Corn: Large Specs reduced their net short position in the week ended Tuesday 7/16, a period in which most active Sep closed 1.75 cents higher. It appears at least for now that specs are done adding to their shorts, and its about time. They have approached their all time net short position from February, and are in a position where we are left asking two questions; 1 – do they have enough dry powder to continue adding to shorts, and 2 – what if anything could spark a short covering rally, and how high can that push the market considering the amount of corn left to be priced by farmers.

We don’t typically get much out of the commercial position, but having spent two weeks at historical net longs, we have to imagine this is the result of farmers refusing to sell bushels. Bushels on DP or basis contract would not cause commercials to short against their physical position.
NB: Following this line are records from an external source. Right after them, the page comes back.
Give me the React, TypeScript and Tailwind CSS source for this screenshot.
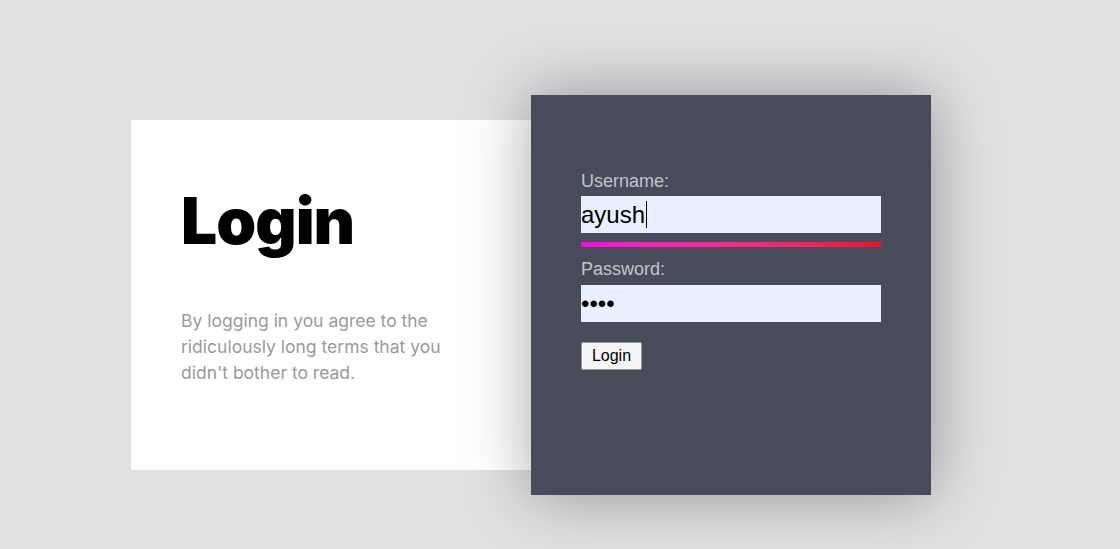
export default function App() {
  return (
    <div className="min-h-screen bg-[#e1e1e3] pl-[131px] pt-[95px]">
      <div className="flex items-center">
        {/* Intro card */}
        <div className="h-[350px] w-[400px] bg-white px-[50px] pt-[69px] font-['Inter',sans-serif]">
          <h1 className="text-[64px] font-black leading-none tracking-[-1px] text-black">
            Login
          </h1>
          <p className="mt-[55px] text-[17.5px] leading-[26px] text-[#9a9a9a]">
            By logging in you agree to the ridiculously long terms that you
            didn't bother to read.
          </p>
        </div>

        {/* Form panel */}
        <div className="relative h-[400px] w-[400px] bg-[#484b5a] px-[50px] pt-[76px] font-['Liberation_Sans',Arial,sans-serif] shadow-[0_0_60px_rgba(0,0,0,0.35)]">
          <label className="block text-[18px] leading-[21px] text-[#c4c4c6]">
            Username:
          </label>
          <div className="mt-[4px] flex h-[37px] w-[300px] items-center bg-[#e8f0fe] text-[24px] text-black">
            <span>ayush</span>
            <span className="ml-[1px] h-[27px] w-[1px] bg-black" />
          </div>
          <div className="mt-[9px] h-[5px] w-[300px] bg-gradient-to-r from-[#ff00e0] to-[#ff0a1c]" />

          <label className="mt-[12px] block text-[18px] leading-[21px] text-[#c4c4c6]">
            Password:
          </label>
          <input
            type="password"
            readOnly
            value="abcd"
            className="mt-[5px] block h-[37px] w-[300px] bg-[#e8f0fe] text-[24px] text-black outline-none"
          />

          <button className="mt-[20px] flex h-[28px] w-[61px] items-center justify-center rounded-[2px] border border-[#9a9a9a] bg-[#f5f5f5] text-[16px] text-black">
            Login
          </button>
        </div>
      </div>
    </div>
  );
}
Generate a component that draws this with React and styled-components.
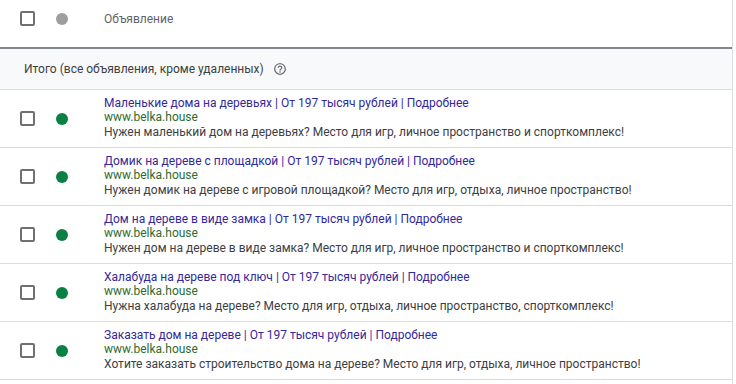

While funds have stopped selling corn, they have not yet changed their view of the soybean market. This could be due to the ample supply of beans in the U.S., or the outrageous supply of beans globally. Whatever the case, with specs exactly 1,100 contracts shy of their all time record net short, we again are asking the same questions in beans as we are in corn. Do they have dry powder, what could cause a short covering, is there any upside with a short covering event, and with the commercials at record net long, have farmers continued to resist pricing bushels?

We can’t learn much from the Chicago SRW COT Report. Traders for the time have stopped selling and sit at a relatively short position vs. history, and commercials are relatively long vs history, but not in such extremes as corn and beans. It is positive to see short covering and the technical picture looks more constructive, albeit not very decisive, than corn and beans.